Nokia is planning to sell the device through a partnership with Chinese internet LeEco, and it’s getting a new price to match its new market.

The company has slashed the camera’s price tag by a quarter globally, bringing the cost of the camera down to $45,000 USD just six months after it launched in Europe and the U.S. for $60,000 USD.

OZO, which claims to be the world’s first “professional” VR camera, is a teardrop-shaped device that holds eight 2K cameras, capturing spherical video and surround sound for immersive VR experiences.

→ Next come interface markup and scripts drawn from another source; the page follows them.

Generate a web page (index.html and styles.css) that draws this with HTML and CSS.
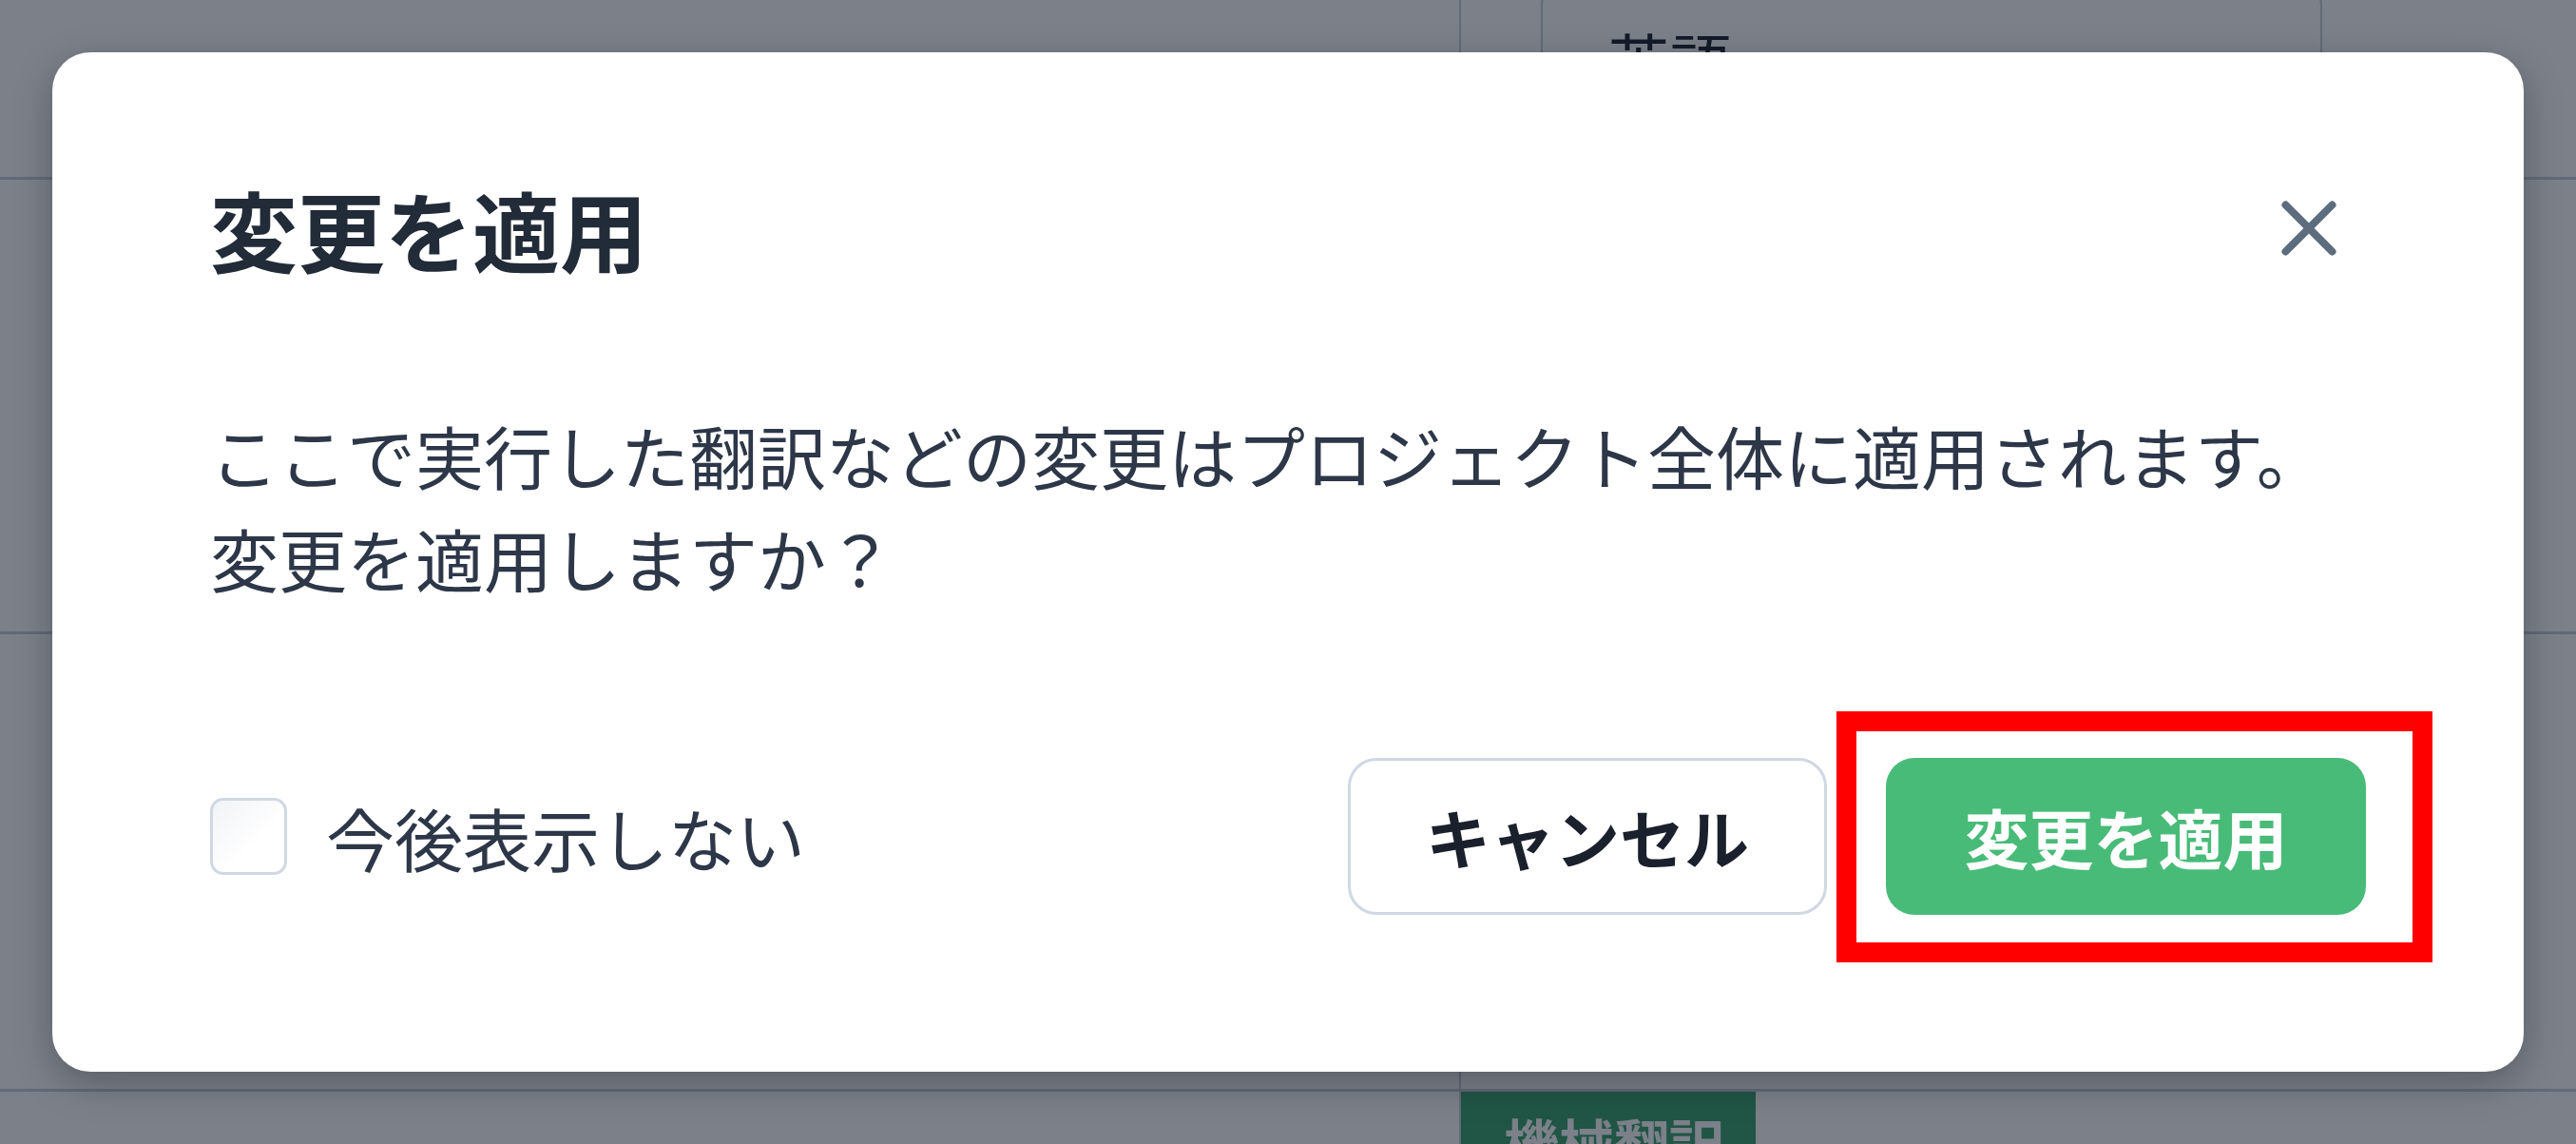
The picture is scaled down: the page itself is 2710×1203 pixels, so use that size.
FILE: index.html
```html
<!DOCTYPE html>
<html lang="ja">
<head>
<meta charset="utf-8">
<title>変更を適用</title>
<link rel="stylesheet" href="styles.css">
</head>
<body>
<div class="page">
  <div class="row row-1">
    <div class="cell cell-left"></div>
    <div class="cell cell-right">
      <div class="select-box">英語</div>
    </div>
  </div>
  <div class="row row-2">
    <div class="cell cell-left"></div>
    <div class="cell cell-right"></div>
  </div>
  <div class="row row-3">
    <div class="cell cell-left"></div>
    <div class="cell cell-right"></div>
  </div>
  <div class="row row-4">
    <div class="cell cell-left"></div>
    <div class="cell cell-right">
      <span class="badge">機械翻訳</span>
    </div>
  </div>
</div>

<div class="overlay">
  <div class="modal" role="dialog" aria-labelledby="modal-title">
    <header class="modal-header">
      <h2 class="modal-title" id="modal-title">変更を適用</h2>
      <button class="close-btn" aria-label="閉じる">
        <svg width="58" height="58" viewBox="0 0 58 58" aria-hidden="true">
          <path d="M4.5 4.5 L53.5 53.5 M53.5 4.5 L4.5 53.5" stroke="#5d6d7e" stroke-width="8" stroke-linecap="round" fill="none"/>
        </svg>
      </button>
    </header>
    <p class="modal-body">ここで実行した翻訳などの変更はプロジェクト全体に適用されます。<br>変更を適用しますか？</p>
    <footer class="modal-footer">
      <label class="check">
        <span class="check-box"></span>
        <span class="check-label">今後表示しない</span>
      </label>
      <div class="actions">
        <button class="btn btn-cancel">キャンセル</button>
        <button class="btn btn-apply">変更を適用</button>
      </div>
    </footer>
  </div>
</div>

<div class="highlight"></div>
</body>
</html>
```

FILE: styles.css
```css
* {
  box-sizing: border-box;
}

html, body {
  margin: 0;
  padding: 0;
  width: 2710px;
  height: 1203px;
  overflow: hidden;
  background: #ffffff;
  font-family: "Noto Sans CJK JP", "Noto Sans", sans-serif;
  color: #2d3748;
}

/* ---------- background page ---------- */
.page {
  width: 2710px;
  height: 1203px;
  overflow: hidden;
}

.row {
  display: grid;
  grid-template-columns: 1537px 1fr;
  border-bottom: 3px solid #c6ced9;
}

.row-1 { height: 189px; }
.row-2 { height: 478px; }
.row-3 { height: 481px; }
.row-4 { height: 55px; border-bottom: none; overflow: hidden; }

.cell-left {
  border-right: 2px solid #c6ced9;
}

.cell-right {
  display: flex;
  align-items: flex-start;
}

.row-1 .cell-right {
  padding-left: 84px;
}

.select-box {
  width: 822px;
  height: 150px;
  margin-top: -24px;
  border: 2px solid #c6ced9;
  border-radius: 30px;
  padding: 38px 0 0 68px;
  font-size: 66px;
  line-height: 1.4;
  color: #1a202c;
}

.badge {
  display: block;
  width: 310px;
  height: 55px;
  overflow: hidden;
  background: #38a169;
  color: #ffffff;
  font-weight: 700;
  font-size: 58px;
  line-height: 1;
  padding: 24px 0 0 45px;
}

/* ---------- overlay & modal ---------- */
.overlay {
  position: fixed;
  inset: 0;
  background: rgba(15, 24, 40, 0.55);
  display: flex;
  justify-content: center;
  align-items: flex-start;
  padding-top: 55px;
}

.modal {
  width: 2600px;
  background: #ffffff;
  border-radius: 40px;
  padding: 126px 166px 165px 166px;
  box-shadow: 0 12px 40px rgba(0, 0, 0, 0.28);
}

.modal-header {
  display: flex;
  align-items: center;
  justify-content: space-between;
  height: 117px;
}

.modal-title {
  margin: 0;
  font-size: 92px;
  line-height: 117px;
  font-weight: 700;
  color: #222b38;
}

.close-btn {
  width: 121px;
  height: 121px;
  border: none;
  background: transparent;
  padding: 0;
  display: flex;
  align-items: center;
  justify-content: center;
}

.modal-body {
  margin: 126px 0 0 0;
  font-size: 72px;
  line-height: 108px;
  color: #2d3748;
}

.modal-footer {
  margin-top: 157px;
  display: flex;
  align-items: center;
  justify-content: space-between;
  height: 165px;
}

.check {
  display: flex;
  align-items: center;
  gap: 41px;
}

.check-box {
  width: 81px;
  height: 81px;
  border: 3px solid #cfd8e3;
  border-radius: 14px;
  background: linear-gradient(135deg, #f1f3f6 0%, #ffffff 60%);
}

.check-label {
  font-size: 72px;
  line-height: 108px;
  color: #2d3748;
}

.actions {
  display: flex;
  gap: 62px;
}

.btn {
  height: 165px;
  border-radius: 30px;
  font-family: "Noto Sans CJK JP", "Noto Sans", sans-serif;
  font-weight: 700;
  font-size: 68px;
  line-height: 1;
  padding: 0;
}

.btn-cancel {
  width: 504px;
  background: #ffffff;
  border: 3px solid #cfd8e3;
  color: #1a202c;
}

.btn-apply {
  width: 505px;
  background: #48bb78;
  border: none;
  color: #ffffff;
}

/* annotation frame drawn over the screenshot */
.highlight {
  position: absolute;
  left: 1932px;
  top: 748px;
  width: 627px;
  height: 264px;
  border: 21px solid #ff0000;
}
```
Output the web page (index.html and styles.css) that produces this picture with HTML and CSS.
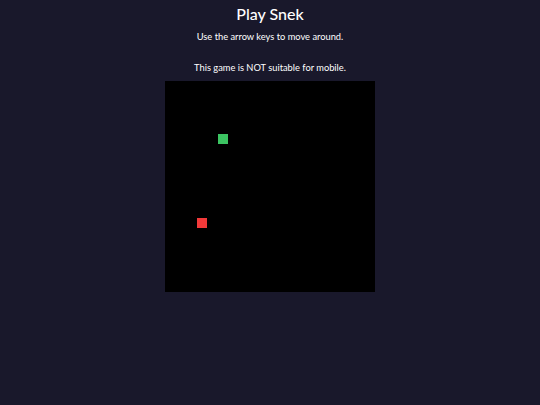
FILE: index.html
```html
<!DOCTYPE html>
<html>
<head>
<meta charset="utf-8">
<link rel="stylesheet" href="styles.css">
</head>
<body>
<main class="page">
  <h1 class="title">Play Snek</h1>
  <p class="hint">Use the arrow keys to move around.</p>
  <p class="hint warn">This game is NOT suitable for mobile.</p>
  <div class="board">
    <div class="cell food" style="left:52.5px;top:52.5px"></div>
    <div class="cell snake" style="left:31.5px;top:136.5px"></div>
  </div>
</main>
</body>
</html>
```
FILE: styles.css
```css
html, body {
  margin: 0;
  padding: 0;
  background: #19182b;
  height: 100%;
}
.page {
  display: flex;
  flex-direction: column;
  align-items: center;
  font-family: "Lato", "Open Sans", sans-serif;
  color: #ffffff;
}
.title {
  margin: 4px 0 0;
  font-size: 16px;
  font-weight: 500;
  line-height: 20px;
}
.hint {
  margin: 7px 0 0;
  font-size: 9.3px;
  line-height: 12px;
}
.warn {
  margin-top: 19px;
}
.board {
  position: relative;
  margin-top: 7px;
  width: 210px;
  height: 211px;
  background: #000000;
}
.cell {
  position: absolute;
  width: 10.5px;
  height: 10.5px;
}
.food { background: #3cc462; }
.snake { background: #f23a3a; }
```
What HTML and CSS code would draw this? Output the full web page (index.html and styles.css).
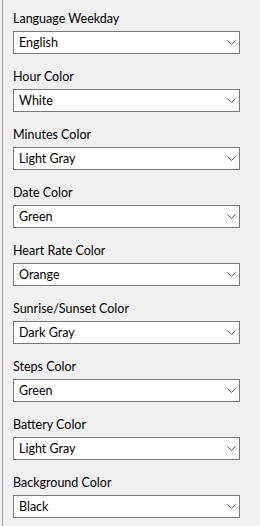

Nokia will partner with LeVR, the VR division of LeEco, to distribute the camera. LeEco, often dubbed the ‘Netflix of China’, has diversified heavily in the past two years, investing in everything from entertainment to autonomous cars. The company took their first public steps into the VR market in December with the launch of their first headset, the LeVR Cool 1. Currently the headset is only compatible with LeEco phones.

For Nokia, tapping the Chinese market is an important step. The country’s enthusiasm for VR has surpassed other markets, with top internet companies and device manufacturers scrambling to give consumers their first VR experience. It’s an enthusiasm that’s matched on the consumer side too, as low-cost smartphone-enabled headsets flood the market, and VR immersion experiences, such as gaming arcades, gather steam in mainland China.

It’s a country that remains incredibly price sensitive however, which could factor into Nokia’s decision to slash the price of the OZO by 25 percent. According to Nokia, the price cut and LeVR partnership in the Chinese market will “increase the availability of OZO and make the camera available to a broader range of professional content producers.”